15 Responses to “Just like the Encryption Fights”

  1. Gene Hoffman says:

    Beat ITAR once. Time to do it again.

    -Gene

  2. jbiros says:

    Isn’t it a censorship issue? The plans being out there are just info protected by the 1st Amendment.
    Even the manufacturing should be ok as long as its for yourself, and will never be transferred or sold…just like those 80% lowers that you buy and complete.
    Until you actually use the plan or program to manufacture its just info, like in a book.

    It sure is an interesting subject though…

    • Archer says:

      When it comes right down to it, I agree with you. Restricting information, in and of itself, in anathema to liberty. It’s the same as not allowing online Bibles, Torahs, or Qu’rans.
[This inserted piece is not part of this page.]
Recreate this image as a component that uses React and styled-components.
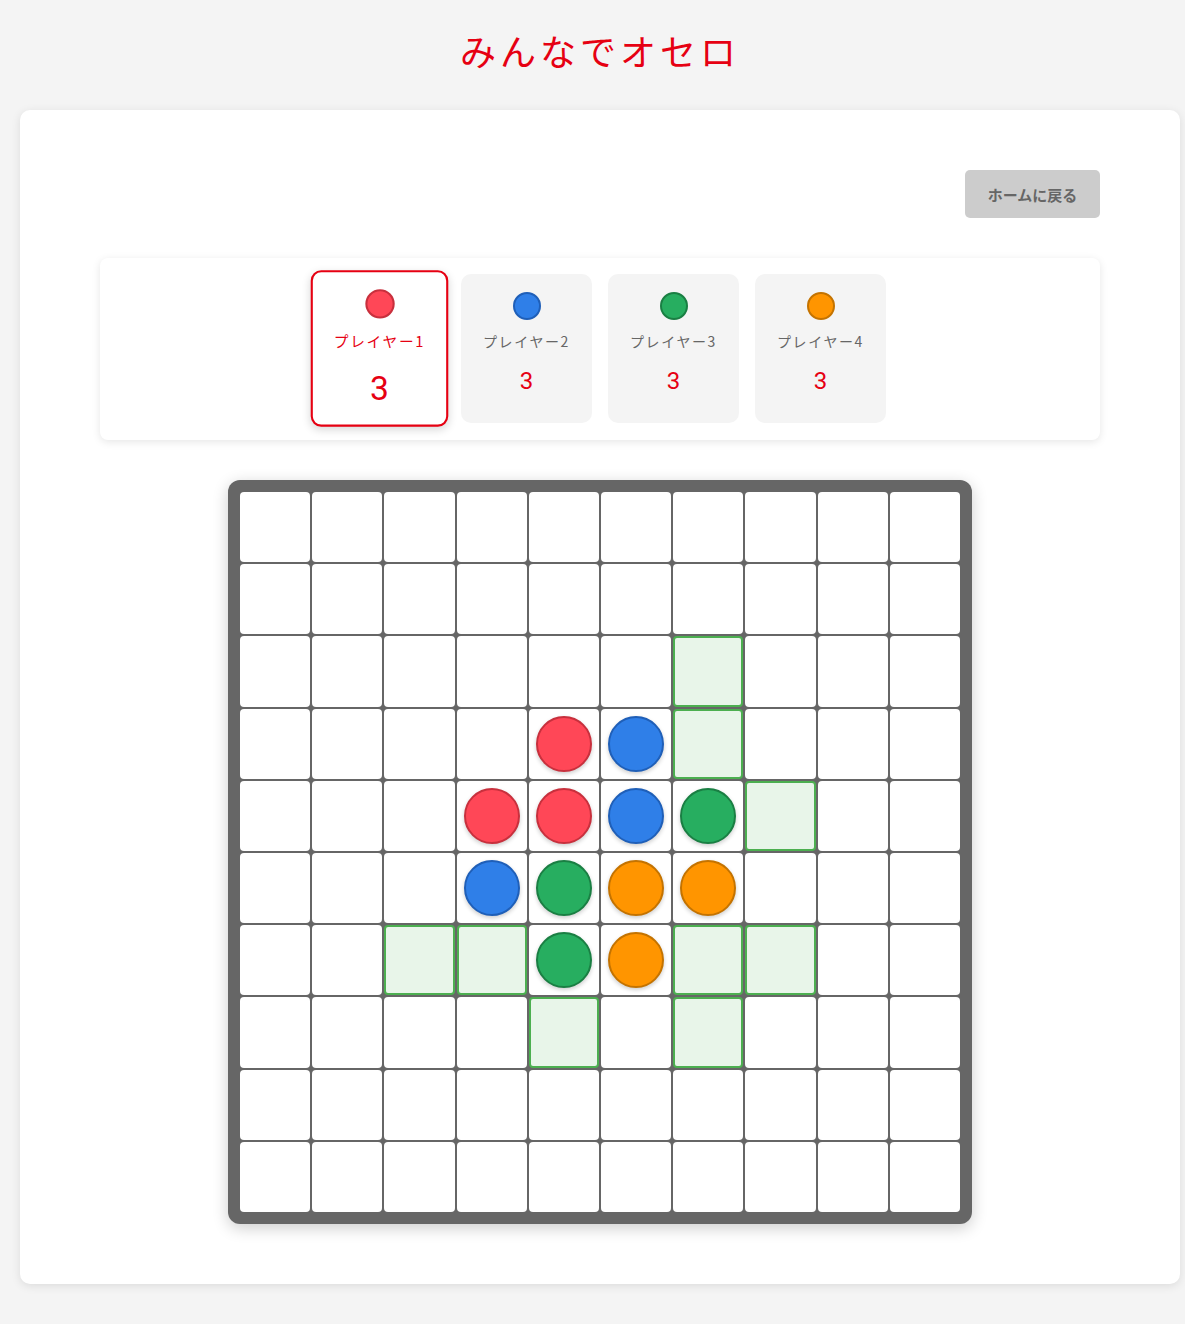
import React from 'react'
import styled, { createGlobalStyle, css } from 'styled-components'

const GlobalStyle = createGlobalStyle`
	body {
		margin: 0;
		background: #f4f4f4;
		font-family: "Noto Sans", "Noto Sans CJK JP", sans-serif;
	}
`

const COLORS = {
	red: { fill: '#ff4757', edge: '#c8303d' },
	blue: { fill: '#2f7fe8', edge: '#1f5fb8' },
	green: { fill: '#27ae60', edge: '#1a7f43' },
	orange: { fill: '#ff9500', edge: '#c47300' },
}

const Page = styled.div`
	padding: 20px 5px 40px 20px;
`

const Title = styled.h1`
	margin: 6px 0 36px;
	text-align: center;
	font-size: 36px;
	font-weight: 400;
	letter-spacing: 4px;
	color: #e60012;
	font-family: "Noto Sans CJK JP", sans-serif;
	line-height: 48px;
`

const Panel = styled.div`
	background: #fff;
	border-radius: 10px;
	box-shadow: 0 2px 10px rgba(0, 0, 0, 0.1);
	padding: 60px 80px 60px;
	display: flex;
	flex-direction: column;
	align-items: center;
`

const TopBar = styled.div`
	width: 100%;
	display: flex;
	justify-content: flex-end;
	margin-bottom: 40px;
`

const HomeButton = styled.button`
	background: #cccccc;
	color: #666;
	font-family: "Noto Sans CJK JP", sans-serif;
	font-weight: 700;
	font-size: 15px;
	width: 135px;
	height: 48px;
	border: none;
	border-radius: 5px;
	cursor: pointer;
`

const PlayersBox = styled.div`
	width: 100%;
	box-sizing: border-box;
	background: #fff;
	border-radius: 8px;
	box-shadow: 0 2px 8px rgba(0, 0, 0, 0.1);
	padding: 16px 0 17px;
	display: flex;
	justify-content: center;
	gap: 16px;
	margin-bottom: 40px;
`

const PlayerCard = styled.div`
	width: 131px;
	height: 149px;
	box-sizing: border-box;
	border-radius: 10px;
	background: #f4f4f4;
	display: flex;
	flex-direction: column;
	align-items: center;
	padding-top: 18px;
	${(p) => p.$active && css`
		background: #fff;
		border: 2px solid #e60012;
		padding-top: 16px;
		transform: scale(1.05);
		box-shadow: 0 3px 8px rgba(0, 0, 0, 0.15);
	`}
`

const Dot = styled.div`
	width: 28px;
	height: 28px;
	box-sizing: border-box;
	border-radius: 50%;
	background: ${(p) => COLORS[p.$color].fill};
	border: 2px solid ${(p) => COLORS[p.$color].edge};
	margin-bottom: 11px;
`

const PlayerName = styled.div`
	font-family: "Noto Sans CJK JP", sans-serif;
	font-size: 14px;
	line-height: 20px;
	letter-spacing: 1.6px;
	color: ${(p) => (p.$active ? '#e60012' : '#666')};
	margin-bottom: 15px;
`

const Score = styled.div`
	font-family: Roboto, "Noto Sans", sans-serif;
	font-size: 24px;
	line-height: 30px;
	color: #e60012;
	${(p) => p.$active && css`
		font-size: 32px;
		line-height: 36px;
		margin-top: 3px;
	`}
`

const Board = styled.div`
	width: 744px;
	box-sizing: border-box;
	padding: 12px;
	background: #666;
	border-radius: 12px;
	box-shadow: 0 4px 16px rgba(0, 0, 0, 0.2);
	display: grid;
	grid-template-columns: repeat(10, 1fr);
	gap: 2px;
`

const Cell = styled.div`
	aspect-ratio: 1;
	box-sizing: border-box;
	background: #fff;
	border-radius: 4px;
	display: flex;
	align-items: center;
	justify-content: center;
	${(p) => p.$hint && css`
		background: #e8f5e9;
		border: 2px solid #4caf50;
	`}
`

const Piece = styled.div`
	width: 56px;
	height: 56px;
	box-sizing: border-box;
	border-radius: 50%;
	background: ${(p) => COLORS[p.$color].fill};
	border: 2px solid ${(p) => COLORS[p.$color].edge};
	box-shadow: 0 2px 4px rgba(0, 0, 0, 0.2);
`

const players = [
	{ name: 'プレイヤー1', color: 'red', score: 3 },
	{ name: 'プレイヤー2', color: 'blue', score: 3 },
	{ name: 'プレイヤー3', color: 'green', score: 3 },
	{ name: 'プレイヤー4', color: 'orange', score: 3 },
]

const pieces = {
	'3-4': 'red', '3-5': 'blue',
	'4-3': 'red', '4-4': 'red', '4-5': 'blue', '4-6': 'green',
	'5-3': 'blue', '5-4': 'green', '5-5': 'orange', '5-6': 'orange',
	'6-4': 'green', '6-5': 'orange',
}

const hints = ['2-6', '3-6', '4-7', '6-2', '6-3', '6-6', '6-7', '7-4', '7-6']

function App() {
	const cells = []
	for (let r = 0; r < 10; r++) {
		for (let c = 0; c < 10; c++) {
			const key = `${r}-${c}`
			cells.push(
				<Cell key={key} $hint={hints.includes(key)}>
					{pieces[key] && <Piece $color={pieces[key]} />}
				</Cell>
			)
		}
	}

	return (
		<Page>
			<GlobalStyle />
			<Title>みんなでオセロ</Title>
			<Panel>
				<TopBar>
					<HomeButton>ホームに戻る</HomeButton>
				</TopBar>
				<PlayersBox>
					{players.map((p, i) => (
						<PlayerCard key={p.name} $active={i === 0}>
							<Dot $color={p.color} />
							<PlayerName $active={i === 0}>{p.name}</PlayerName>
							<Score $active={i === 0}>{p.score}</Score>
						</PlayerCard>
					))}
				</PlayersBox>
				<Board>{cells}</Board>
			</Panel>
		</Page>
	)
}

export default App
      That said, part of the issue is that the 3-D printer plans – which are quite literally technical data on firearms, and probably covered by ITAR – were posted freely on the Internet, and were downloaded a couple hundred thousand times by Internet users in other countries. It is now, no doubt, copied and hosted on foreign, internationally-available servers. The signal cannot be stopped, any more than a bell can be un-rung, but I fear the minds behind Defense Distributed will pay dearly for this. The current administration has not shown itself to be reasonable, rational, or lenient (retaliating against F&F and Benghazi whistleblowers, REALLY!?); I believe it will spare no expense in making an example out of DefDist and everyone involved.

  3. The founders were wise to put the 1st & 2nd right next to each other.

  4. Ish says:

    You can’t stop the signal.

  5. The Jack says:

    ITAR. Yeah…. I should have seen this happening.

    ITAR already considers a blueprint of widget type 43 to be just as export controled as an actual widget type 43. The question is enforcement, though I suppose the feds will get some scalps from DefDib and call Mission Accomplished.

    So from that perspective the First and Second are already linked.

    And yeah it is just like the perl RSA munitions thing.

    Ironic that fear of “scry furiners” is how this is being pushed.

  6. JC_VA says:

    Hope he’s got a kickass lawyer available, and if not, those left coasters who go on about “information wants to be free” and “down with censorship” should start ponying up some cash for his defense.

    Hopefully ITAR will be pwned like they were over PGP.

  7. The Jack says:

    So… will the feds go after this guy for violating ITAR?

    http://imgur.com/a/eR3Tc

  8. Andy says:

    540 seeders of defcad mega pack torrent on Pirate Bay.

    State Department be too late.

  9. Brad says:

    Gosh, the State Department sure leaped into action over the new toy from Defense Distributed, didn’t they? Contrast that with their lack of interest over ITAR violations by the ATF in operation Fast and Furious. I guess imaginary guns are a greater threat than real guns.

  10. ctd says:

    Yup, I have _that_ t-shirt. RSA in a few lines of PERL, complete with barcode form. Even had to get a “I won’t export this” note notarized.

    Awright, now then…how do I cram a 2MB file onto a t-shirt today?

    • Kristophr says:

      CTD:

      Just use the cad file to make a blue print, and put the blue print on a t-shirt.

      All a CAD file is is a digital blueprint.

      • Sebastian says:

        Except then it goes from being information to being art.

        • Andy says:

          Reminds me of the DeCSS fight and the t-shirts that came out of that. Different legal context, but same idea in that information can’t be retracted once released.